Outspoken Victorian MP Bernie Finn has declared the state Liberal party is "dead" but his political career alive, after being booted to the crossbench for controversial social media posts.
A motion to expel the conservative upper house MP from the state's parliamentary Liberal Party was passed by his colleagues on Tuesday morning.
Mr Finn came under fire in early May after posting on Facebook he was "praying" for abortion to be banned in Victoria when it emerged the US Supreme Court could overturn its landmark Roe v Wade decision.
He later told an online user he did not support abortion in cases of rape, drawing the ire of colleagues including state Liberal leader Matthew Guy.
It is understood coalition MPs were also furious with the timing of his comments, which emerged the day of the opposition's unofficial budget reply.
Mr Finn resigned as opposition whip in the Legislative Council the following week, suggesting Mr Guy's public criticism was "the last straw".
Following the expulsion on Tuesday, Mr Guy insisted it was because of the veteran MP's behaviour, not beliefs.
"This motion is about respectful discourse. It is not about naval-gazing from the federal election or other issues," Mr Guy told reporters.
"I expect discipline from all members of the parliamentary party."
Mr Finn did not lobby colleagues for clemency and instead addressed supporters, who gave him a hero's welcome post-result on the front steps of Victorian parliament.
As the coalition faces an existential battle after losing at least four Melbourne seats to Labor and teal independents in Saturday's election, Mr Finn said the free speech-touting party he joined 41 years ago was "dead".
"The party of Menzies and Howard is no more - not in Victoria," he said.
"If you hold a view opposite or different from the leader in this party you run the risk of expulsion. I have done nothing wrong.
"Just as I will not be bullied by (Premier) Daniel Andrews, I will not be bullied by Matthew Guy either."
The Western Metropolitan MP is weighing up whether to run at the November state election after previously being approached by "six or seven" minor parties, including the Liberal Democrats.
Mr Finn, who remains a member of the Liberal Party proper, would not rule out forming his own party or joining another before the election.
"I was seriously thinking about retiring at this election ... and this has given me a new lease on life. So thank you, Matthew Guy."
He has repeatedly stoked online controversy in recent years, depicting the premier as a Nazi, calling Victoria Police a "despot's militia" and posting pro-Trump conspiracy theories.
Mr Andrews said the Liberal ructions were a sign of the differing priorities of the major parties.
"I'll leave them to be bitterly divided," he said.

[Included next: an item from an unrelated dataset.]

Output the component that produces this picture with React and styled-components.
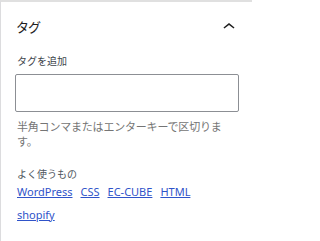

Mr Finn's expulsion drops the Victorian coalition's upper house members to 10 and lifts cross bench numbers to 14, two fewer than the Andrews government.
Prominent upper house crossbencher and Reason Party leader Fiona Patten questioned whether Mr Finn could retain his spot in state parliament by appealing to pro-life advocates.
"I don't like his chances," she said.
The 61-year-old has been a member of Victoria's upper house since 2006 after sitting in the lower house from 1992 to 1999.